» **The exercise**
List all lines in the material below that contain "components".

» **Collected material**
○ ○ ○ ○ ○ ○ ○
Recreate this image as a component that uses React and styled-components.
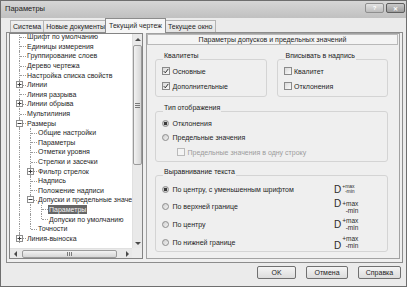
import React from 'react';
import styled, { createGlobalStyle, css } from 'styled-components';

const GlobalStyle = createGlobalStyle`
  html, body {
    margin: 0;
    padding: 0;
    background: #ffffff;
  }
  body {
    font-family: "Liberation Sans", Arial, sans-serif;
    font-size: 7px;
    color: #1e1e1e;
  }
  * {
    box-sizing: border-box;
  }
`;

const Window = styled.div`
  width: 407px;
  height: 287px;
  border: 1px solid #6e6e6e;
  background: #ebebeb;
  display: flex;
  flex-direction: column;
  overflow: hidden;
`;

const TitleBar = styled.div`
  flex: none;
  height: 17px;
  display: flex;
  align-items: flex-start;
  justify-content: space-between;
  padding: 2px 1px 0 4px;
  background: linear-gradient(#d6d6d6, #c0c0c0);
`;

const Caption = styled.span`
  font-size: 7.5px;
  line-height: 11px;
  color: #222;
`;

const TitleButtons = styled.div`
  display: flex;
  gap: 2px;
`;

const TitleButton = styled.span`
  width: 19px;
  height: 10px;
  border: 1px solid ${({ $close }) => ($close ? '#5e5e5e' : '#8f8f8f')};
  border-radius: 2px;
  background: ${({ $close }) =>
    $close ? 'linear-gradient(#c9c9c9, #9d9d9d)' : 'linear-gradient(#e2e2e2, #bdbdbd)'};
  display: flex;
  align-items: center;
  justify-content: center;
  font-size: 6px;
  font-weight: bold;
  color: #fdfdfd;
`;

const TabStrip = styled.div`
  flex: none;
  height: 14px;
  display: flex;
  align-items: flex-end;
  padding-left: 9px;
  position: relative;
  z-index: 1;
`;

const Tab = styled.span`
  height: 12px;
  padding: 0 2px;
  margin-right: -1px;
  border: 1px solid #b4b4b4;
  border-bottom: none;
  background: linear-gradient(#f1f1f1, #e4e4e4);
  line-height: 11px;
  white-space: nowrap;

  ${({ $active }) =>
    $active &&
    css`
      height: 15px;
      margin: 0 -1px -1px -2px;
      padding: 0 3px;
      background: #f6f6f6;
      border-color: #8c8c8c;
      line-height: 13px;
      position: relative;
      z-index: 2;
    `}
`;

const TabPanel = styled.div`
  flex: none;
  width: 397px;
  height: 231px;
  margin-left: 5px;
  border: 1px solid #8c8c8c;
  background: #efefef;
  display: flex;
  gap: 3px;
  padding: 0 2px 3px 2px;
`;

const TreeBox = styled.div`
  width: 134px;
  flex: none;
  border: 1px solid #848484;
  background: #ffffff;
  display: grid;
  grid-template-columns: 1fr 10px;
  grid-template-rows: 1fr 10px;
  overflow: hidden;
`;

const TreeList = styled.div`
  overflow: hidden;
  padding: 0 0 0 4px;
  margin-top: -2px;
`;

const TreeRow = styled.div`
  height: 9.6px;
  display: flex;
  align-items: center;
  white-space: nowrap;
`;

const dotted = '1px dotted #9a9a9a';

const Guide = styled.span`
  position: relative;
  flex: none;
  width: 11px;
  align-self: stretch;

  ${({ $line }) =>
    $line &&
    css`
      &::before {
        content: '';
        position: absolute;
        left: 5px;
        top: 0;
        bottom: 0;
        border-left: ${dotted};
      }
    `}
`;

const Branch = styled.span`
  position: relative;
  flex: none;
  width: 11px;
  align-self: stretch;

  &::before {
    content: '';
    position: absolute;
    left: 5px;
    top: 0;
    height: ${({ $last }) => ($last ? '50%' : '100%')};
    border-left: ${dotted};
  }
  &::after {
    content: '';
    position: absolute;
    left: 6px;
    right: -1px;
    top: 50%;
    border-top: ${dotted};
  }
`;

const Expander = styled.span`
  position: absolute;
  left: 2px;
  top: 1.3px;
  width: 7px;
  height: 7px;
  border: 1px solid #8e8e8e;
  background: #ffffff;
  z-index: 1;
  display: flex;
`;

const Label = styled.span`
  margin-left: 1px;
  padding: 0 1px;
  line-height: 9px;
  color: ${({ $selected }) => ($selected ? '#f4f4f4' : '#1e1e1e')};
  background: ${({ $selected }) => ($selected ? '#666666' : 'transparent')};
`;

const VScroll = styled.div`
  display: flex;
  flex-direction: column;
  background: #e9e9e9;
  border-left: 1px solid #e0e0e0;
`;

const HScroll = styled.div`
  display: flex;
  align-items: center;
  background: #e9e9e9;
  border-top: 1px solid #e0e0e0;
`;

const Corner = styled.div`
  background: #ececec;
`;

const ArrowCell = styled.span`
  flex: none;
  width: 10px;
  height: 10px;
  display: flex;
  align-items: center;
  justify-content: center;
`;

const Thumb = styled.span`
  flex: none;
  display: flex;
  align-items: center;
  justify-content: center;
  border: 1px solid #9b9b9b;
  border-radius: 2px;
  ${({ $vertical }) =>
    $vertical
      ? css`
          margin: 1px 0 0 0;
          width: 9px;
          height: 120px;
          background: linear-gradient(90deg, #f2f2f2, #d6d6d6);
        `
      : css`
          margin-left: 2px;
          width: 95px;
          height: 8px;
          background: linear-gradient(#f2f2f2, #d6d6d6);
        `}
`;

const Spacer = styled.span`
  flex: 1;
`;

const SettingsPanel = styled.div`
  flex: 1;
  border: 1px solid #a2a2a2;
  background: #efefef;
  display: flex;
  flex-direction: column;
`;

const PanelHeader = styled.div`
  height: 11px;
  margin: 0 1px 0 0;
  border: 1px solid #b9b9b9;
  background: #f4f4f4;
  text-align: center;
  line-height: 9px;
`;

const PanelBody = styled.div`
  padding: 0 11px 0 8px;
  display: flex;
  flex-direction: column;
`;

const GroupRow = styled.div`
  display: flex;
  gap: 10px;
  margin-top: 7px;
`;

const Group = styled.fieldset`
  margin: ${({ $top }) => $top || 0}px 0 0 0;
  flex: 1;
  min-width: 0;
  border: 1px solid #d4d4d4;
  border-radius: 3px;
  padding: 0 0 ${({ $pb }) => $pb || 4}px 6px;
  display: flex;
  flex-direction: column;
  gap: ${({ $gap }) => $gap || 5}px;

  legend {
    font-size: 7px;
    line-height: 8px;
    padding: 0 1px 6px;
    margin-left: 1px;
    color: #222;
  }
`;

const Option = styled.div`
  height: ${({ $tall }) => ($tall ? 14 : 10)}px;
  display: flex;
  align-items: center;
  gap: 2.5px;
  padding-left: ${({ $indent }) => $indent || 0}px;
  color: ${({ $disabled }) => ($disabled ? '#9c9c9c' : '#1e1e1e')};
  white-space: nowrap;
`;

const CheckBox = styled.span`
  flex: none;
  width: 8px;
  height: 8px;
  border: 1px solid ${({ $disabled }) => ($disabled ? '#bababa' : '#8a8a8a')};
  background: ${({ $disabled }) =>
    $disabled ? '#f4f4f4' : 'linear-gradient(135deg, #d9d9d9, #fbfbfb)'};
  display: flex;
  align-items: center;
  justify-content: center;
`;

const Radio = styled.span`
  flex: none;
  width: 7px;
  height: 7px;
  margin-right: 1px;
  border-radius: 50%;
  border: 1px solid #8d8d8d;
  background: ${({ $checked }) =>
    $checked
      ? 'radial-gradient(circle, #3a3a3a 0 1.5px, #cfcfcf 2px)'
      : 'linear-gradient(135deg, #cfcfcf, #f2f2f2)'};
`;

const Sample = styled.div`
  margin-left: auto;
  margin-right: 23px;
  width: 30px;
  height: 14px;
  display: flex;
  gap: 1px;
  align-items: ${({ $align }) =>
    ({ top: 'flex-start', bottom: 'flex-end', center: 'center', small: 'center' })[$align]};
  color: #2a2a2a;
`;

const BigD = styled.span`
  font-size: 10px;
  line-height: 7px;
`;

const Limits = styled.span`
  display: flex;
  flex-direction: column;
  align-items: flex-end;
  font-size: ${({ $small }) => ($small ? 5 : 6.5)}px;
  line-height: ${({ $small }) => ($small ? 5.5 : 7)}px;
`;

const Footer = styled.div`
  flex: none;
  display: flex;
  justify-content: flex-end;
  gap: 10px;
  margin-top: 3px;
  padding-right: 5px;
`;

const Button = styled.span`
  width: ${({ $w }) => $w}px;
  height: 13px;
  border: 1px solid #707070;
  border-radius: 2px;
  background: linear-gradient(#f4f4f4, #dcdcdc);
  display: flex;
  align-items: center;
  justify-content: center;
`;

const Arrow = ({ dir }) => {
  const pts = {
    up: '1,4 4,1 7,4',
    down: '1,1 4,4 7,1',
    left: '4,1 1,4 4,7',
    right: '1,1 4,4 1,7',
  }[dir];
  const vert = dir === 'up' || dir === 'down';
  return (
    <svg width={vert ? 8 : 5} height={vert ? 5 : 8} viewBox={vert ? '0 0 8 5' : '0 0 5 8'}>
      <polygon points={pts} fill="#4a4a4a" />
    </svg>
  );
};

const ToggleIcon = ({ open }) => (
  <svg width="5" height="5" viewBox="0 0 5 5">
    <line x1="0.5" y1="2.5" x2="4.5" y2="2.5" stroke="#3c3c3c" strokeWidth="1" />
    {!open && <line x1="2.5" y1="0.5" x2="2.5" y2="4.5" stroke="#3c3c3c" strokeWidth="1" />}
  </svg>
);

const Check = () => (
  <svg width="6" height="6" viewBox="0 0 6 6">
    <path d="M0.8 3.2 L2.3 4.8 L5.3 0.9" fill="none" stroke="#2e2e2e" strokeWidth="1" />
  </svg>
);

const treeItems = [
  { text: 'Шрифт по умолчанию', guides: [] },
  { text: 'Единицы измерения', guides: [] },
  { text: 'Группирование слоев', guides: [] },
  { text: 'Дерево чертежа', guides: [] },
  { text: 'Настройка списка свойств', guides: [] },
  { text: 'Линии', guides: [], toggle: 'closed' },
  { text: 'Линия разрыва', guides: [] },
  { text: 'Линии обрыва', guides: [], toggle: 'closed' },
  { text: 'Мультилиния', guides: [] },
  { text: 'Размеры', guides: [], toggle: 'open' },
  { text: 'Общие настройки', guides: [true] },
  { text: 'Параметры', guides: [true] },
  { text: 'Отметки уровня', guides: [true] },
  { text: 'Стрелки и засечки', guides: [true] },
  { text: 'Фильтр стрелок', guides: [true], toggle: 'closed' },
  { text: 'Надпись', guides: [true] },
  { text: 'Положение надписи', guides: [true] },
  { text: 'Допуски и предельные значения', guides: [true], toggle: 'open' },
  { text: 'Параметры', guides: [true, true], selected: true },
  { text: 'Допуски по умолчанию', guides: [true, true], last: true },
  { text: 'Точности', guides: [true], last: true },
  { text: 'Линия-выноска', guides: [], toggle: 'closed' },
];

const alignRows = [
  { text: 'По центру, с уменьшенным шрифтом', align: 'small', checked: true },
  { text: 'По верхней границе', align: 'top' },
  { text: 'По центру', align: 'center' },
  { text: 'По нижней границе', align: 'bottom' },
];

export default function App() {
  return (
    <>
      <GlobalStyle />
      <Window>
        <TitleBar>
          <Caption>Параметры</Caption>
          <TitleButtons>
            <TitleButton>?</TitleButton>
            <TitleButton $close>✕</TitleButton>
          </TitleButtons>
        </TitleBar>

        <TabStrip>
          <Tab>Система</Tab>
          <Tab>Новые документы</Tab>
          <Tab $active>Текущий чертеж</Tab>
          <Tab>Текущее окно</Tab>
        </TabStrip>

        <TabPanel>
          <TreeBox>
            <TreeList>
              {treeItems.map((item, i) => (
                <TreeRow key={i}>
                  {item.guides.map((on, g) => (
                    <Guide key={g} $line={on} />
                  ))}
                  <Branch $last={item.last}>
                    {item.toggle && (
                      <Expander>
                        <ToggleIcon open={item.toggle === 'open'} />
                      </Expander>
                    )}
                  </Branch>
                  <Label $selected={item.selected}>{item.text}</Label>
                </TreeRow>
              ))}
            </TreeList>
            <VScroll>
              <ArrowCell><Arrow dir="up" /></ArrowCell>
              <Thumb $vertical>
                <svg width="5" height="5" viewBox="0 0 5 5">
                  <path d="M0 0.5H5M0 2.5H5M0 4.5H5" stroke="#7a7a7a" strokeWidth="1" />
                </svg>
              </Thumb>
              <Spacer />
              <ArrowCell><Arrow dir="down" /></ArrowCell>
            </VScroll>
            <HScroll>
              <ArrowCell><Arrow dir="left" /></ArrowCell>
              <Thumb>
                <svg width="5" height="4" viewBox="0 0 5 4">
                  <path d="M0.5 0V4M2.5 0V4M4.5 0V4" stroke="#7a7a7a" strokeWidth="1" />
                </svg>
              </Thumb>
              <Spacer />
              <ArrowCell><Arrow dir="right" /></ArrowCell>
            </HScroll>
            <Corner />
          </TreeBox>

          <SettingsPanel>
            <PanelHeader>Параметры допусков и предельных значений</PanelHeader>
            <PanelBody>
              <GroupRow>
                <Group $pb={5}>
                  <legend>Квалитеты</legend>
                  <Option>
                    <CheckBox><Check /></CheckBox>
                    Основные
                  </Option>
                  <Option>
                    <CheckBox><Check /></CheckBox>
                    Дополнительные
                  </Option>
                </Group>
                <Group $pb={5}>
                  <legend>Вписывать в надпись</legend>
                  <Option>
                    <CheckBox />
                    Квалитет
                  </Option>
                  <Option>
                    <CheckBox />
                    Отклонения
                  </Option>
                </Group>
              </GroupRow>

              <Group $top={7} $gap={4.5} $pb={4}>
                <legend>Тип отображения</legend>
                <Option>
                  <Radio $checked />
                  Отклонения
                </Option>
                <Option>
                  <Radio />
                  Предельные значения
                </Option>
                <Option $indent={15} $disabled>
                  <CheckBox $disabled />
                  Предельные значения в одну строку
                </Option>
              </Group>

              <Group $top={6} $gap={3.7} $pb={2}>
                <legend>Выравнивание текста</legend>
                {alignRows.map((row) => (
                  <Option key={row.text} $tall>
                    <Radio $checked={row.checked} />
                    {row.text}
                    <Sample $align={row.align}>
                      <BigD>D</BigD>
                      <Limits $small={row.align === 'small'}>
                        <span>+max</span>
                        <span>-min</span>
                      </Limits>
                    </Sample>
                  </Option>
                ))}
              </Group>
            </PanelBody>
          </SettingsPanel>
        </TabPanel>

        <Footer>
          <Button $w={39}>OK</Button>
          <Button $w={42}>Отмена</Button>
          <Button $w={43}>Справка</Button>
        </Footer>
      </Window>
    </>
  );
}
○ ○ ○ ○ ○ ○ ○
» **The output**
Recreate this image as a component that uses React and styled-components.
import styled, { createGlobalStyle, css } from 'styled-components';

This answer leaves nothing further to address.